• DATA TO PROCESS:
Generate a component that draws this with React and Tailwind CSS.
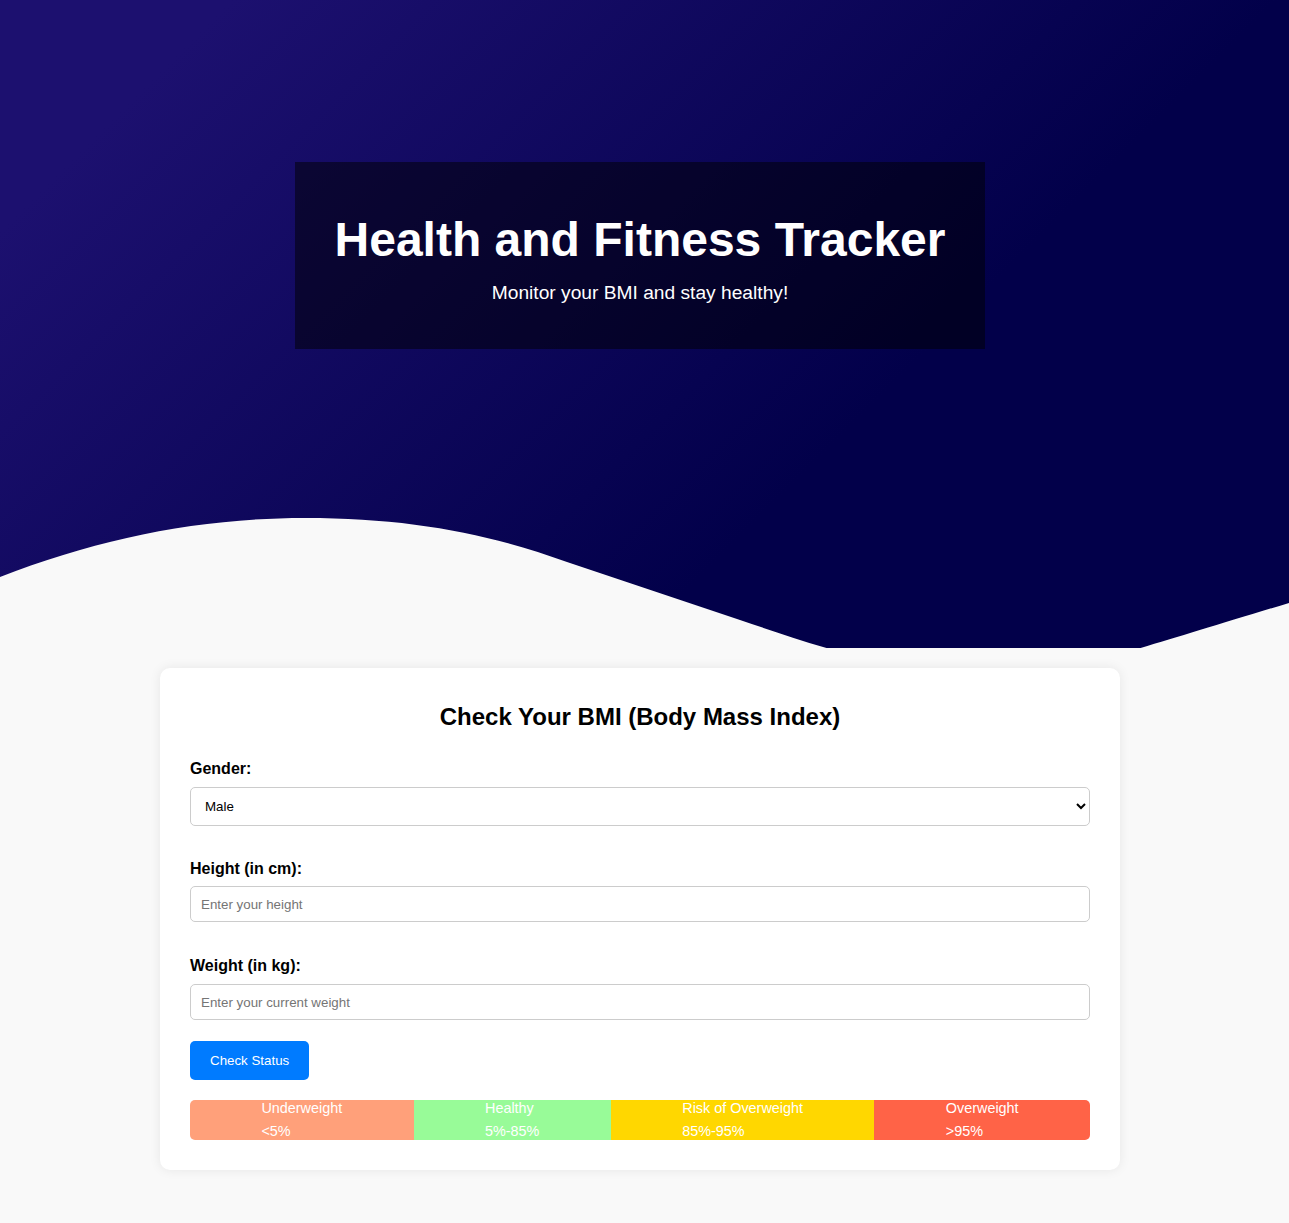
import { useState } from 'react'

const ranges = [
  { label: 'Underweight', range: '<5%', color: 'bg-[#ffa07a]' },
  { label: 'Healthy', range: '5%-85%', color: 'bg-[#98fb98]' },
  { label: 'Risk of Overweight', range: '85%-95%', color: 'bg-[#ffd700]' },
  { label: 'Overweight', range: '>95%', color: 'bg-[#ff6347]' }
]

function Hero() {
  return (
    <header className="relative h-[648px] w-full overflow-hidden bg-[linear-gradient(135deg,#1c106f_12%,#02004a_66%)]">
      <div className="w-[1280px] pt-[162px]">
        <div className="mx-auto flex h-[187px] w-[690px] flex-col items-center bg-black/50 pt-[50px] text-white">
          <h1 className="text-[48px] font-bold leading-[55px]">Health and Fitness Tracker</h1>
          <p className="mt-[15px] text-[19.2px] leading-[22px]">Monitor your BMI and stay healthy!</p>
        </div>
      </div>
      {/* wave that cuts the bottom of the header */}
      <svg
        className="absolute bottom-0 left-0 h-[148px] w-full"
        viewBox="0 0 1289 148"
        preserveAspectRatio="none"
      >
        <path
          d="M0,77 C100,38 200,18 305,18 C410,18 490,34 567,62 L740,120 C800,140 880,170 980,175 C1060,178 1125,152 1289,103 L1289,300 L0,300 Z"
          fill="#f9f9f9"
        />
      </svg>
    </header>
  )
}

function Field({ label, children, className, labelClass = 'mb-[9px]' }) {
  return (
    <div className={className}>
      <label className={`block text-base font-bold leading-[18px] text-black ${labelClass}`}>{label}</label>
      {children}
    </div>
  )
}

function BmiCard() {
  const [gender, setGender] = useState('male')
  const [height, setHeight] = useState('')
  const [weight, setWeight] = useState('')

  return (
    <div className="mx-auto w-[960px] rounded-[10px] bg-white px-[30px] pt-[35px] pb-[30px] shadow-[0_0_12px_rgba(0,0,0,0.08)]">
      <h2 className="text-center text-[24px] font-bold leading-[28px] text-black">
        Check Your BMI (Body Mass Index)
      </h2>

      <Field label="Gender:" className="mt-[29px]">
        <select
          value={gender}
          onChange={(e) => setGender(e.target.value)}
          className="h-[39px] w-full rounded-[5px] border border-[#ccc] bg-white pl-[10px] pr-[4px] text-[13.33px] text-black"
        >
          <option value="male">Male</option>
          <option value="female">Female</option>
        </select>
      </Field>

      <Field label="Height (in cm):" className="mt-[34px]" labelClass="mb-[8px]">
        <input
          type="number"
          value={height}
          onChange={(e) => setHeight(e.target.value)}
          placeholder="Enter your height"
          className="h-[36px] w-full rounded-[5px] border border-[#ccc] px-[10px] text-[13.33px] text-black placeholder:text-[#757575]"
        />
      </Field>

      <Field label="Weight (in kg):" className="mt-[35px]">
        <input
          type="number"
          value={weight}
          onChange={(e) => setWeight(e.target.value)}
          placeholder="Enter your current weight"
          className="h-[36px] w-full rounded-[5px] border border-[#ccc] px-[10px] text-[13.33px] text-black placeholder:text-[#757575]"
        />
      </Field>

      <button className="mt-[21px] h-[39px] rounded-[5px] bg-[#007bff] px-[20px] text-[13.33px] text-white">
        Check Status
      </button>

      <div className="mt-[20px] flex h-[40px] w-full overflow-hidden rounded-[5px] text-[14.4px] leading-[16.5px] text-white">
        {ranges.map((r) => (
          <div key={r.label} className={`flex flex-auto justify-center ${r.color}`}>
            <div>
              <div>{r.label}</div>
              <div className="mt-[6px]">{r.range}</div>
            </div>
          </div>
        ))}
      </div>
    </div>
  )
}

export default function App() {
  return (
    <div className="min-h-[1223px] bg-[#f9f9f9] font-['Liberation_Sans',Arial,sans-serif]">
      <Hero />
      <div className="w-[1280px] pt-[20px] pb-[53px]">
        <BmiCard />
      </div>
    </div>
  )
}
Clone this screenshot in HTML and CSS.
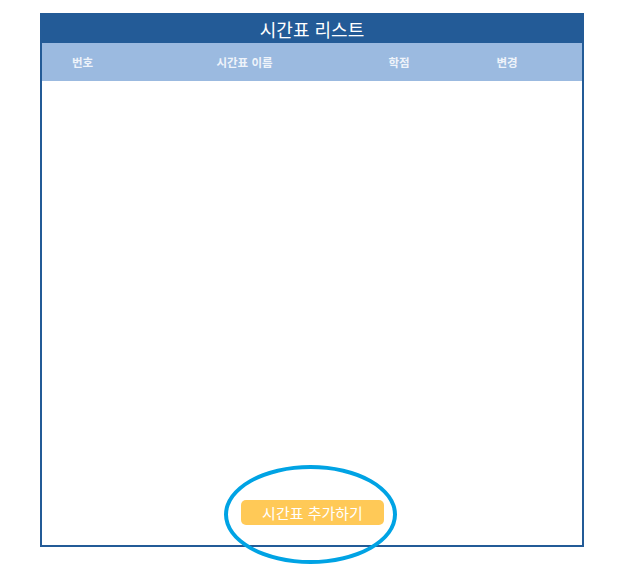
FILE: index.html
```html
<!DOCTYPE html>
<html lang="ko">
<head>
<meta charset="utf-8">
<link rel="stylesheet" href="styles.css">
</head>
<body>
<div class="page">
  <div class="panel">
    <div class="title">시간표 리스트</div>
    <div class="thead">
      <div class="th c1">번호</div>
      <div class="th c2">시간표 이름</div>
      <div class="th c3">학점</div>
      <div class="th c4">변경</div>
    </div>
    <div class="tbody">
      <button class="add-btn">시간표 추가하기</button>
    </div>
  </div>
  <div class="highlight"></div>
</div>
</body>
</html>
```
FILE: styles.css
```css
html, body {
  margin: 0;
  padding: 0;
  background: #ffffff;
  font-family: "Noto Sans CJK KR", "Noto Sans", sans-serif;
}
.page {
  position: relative;
  padding: 13px 0 0 40px;
  width: 633px;
  height: 571px;
  box-sizing: border-box;
}
.panel {
  width: 544px;
  height: 534px;
  box-sizing: border-box;
  border: 2px solid #235b97;
  display: flex;
  flex-direction: column;
}
.title {
  height: 28px;
  background: #235b97;
  color: #ffffff;
  font-size: 18px;
  line-height: 28px;
  text-align: center;
}
.thead {
  height: 38px;
  background: #9bbae0;
  display: flex;
  align-items: center;
}
.th {
  color: #eef3fa;
  font-size: 11.5px;
  font-weight: bold;
  text-align: center;
}
.c1 { width: 81px; }
.c2 { width: 243px; }
.c3 { width: 66px; }
.c4 { width: 150px; }
.tbody {
  flex: 1;
  display: flex;
  flex-direction: column;
  justify-content: flex-end;
  align-items: center;
  padding-bottom: 20px;
}
.add-btn {
  width: 143px;
  height: 25px;
  margin-left: 1px;
  border: none;
  border-radius: 5px;
  background: #ffc957;
  color: #ffffff;
  font-family: "Noto Sans CJK KR", "Noto Sans", sans-serif;
  font-size: 15px;
  line-height: 25px;
  padding: 0;
}
.highlight {
  position: absolute;
  left: 224px;
  top: 465px;
  width: 173px;
  height: 99px;
  box-sizing: border-box;
  border: 4px solid #00a3e4;
  border-radius: 50%;
  pointer-events: none;
}
```
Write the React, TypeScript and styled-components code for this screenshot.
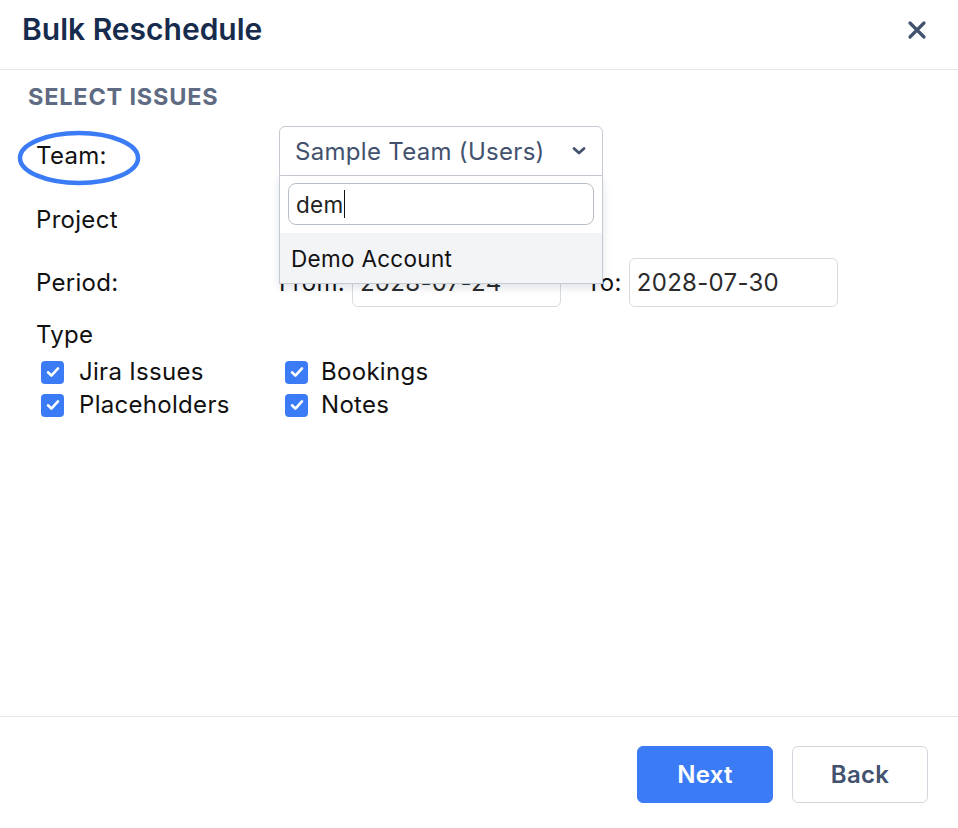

• EXERCISE INSTRUCTIONS:
Spot every line that holds "screenshot" and copy it.

• ANSWER TO THIS TASK:
Clone this screenshot in HTML and CSS.
Write the React, TypeScript and styled-components code for this screenshot.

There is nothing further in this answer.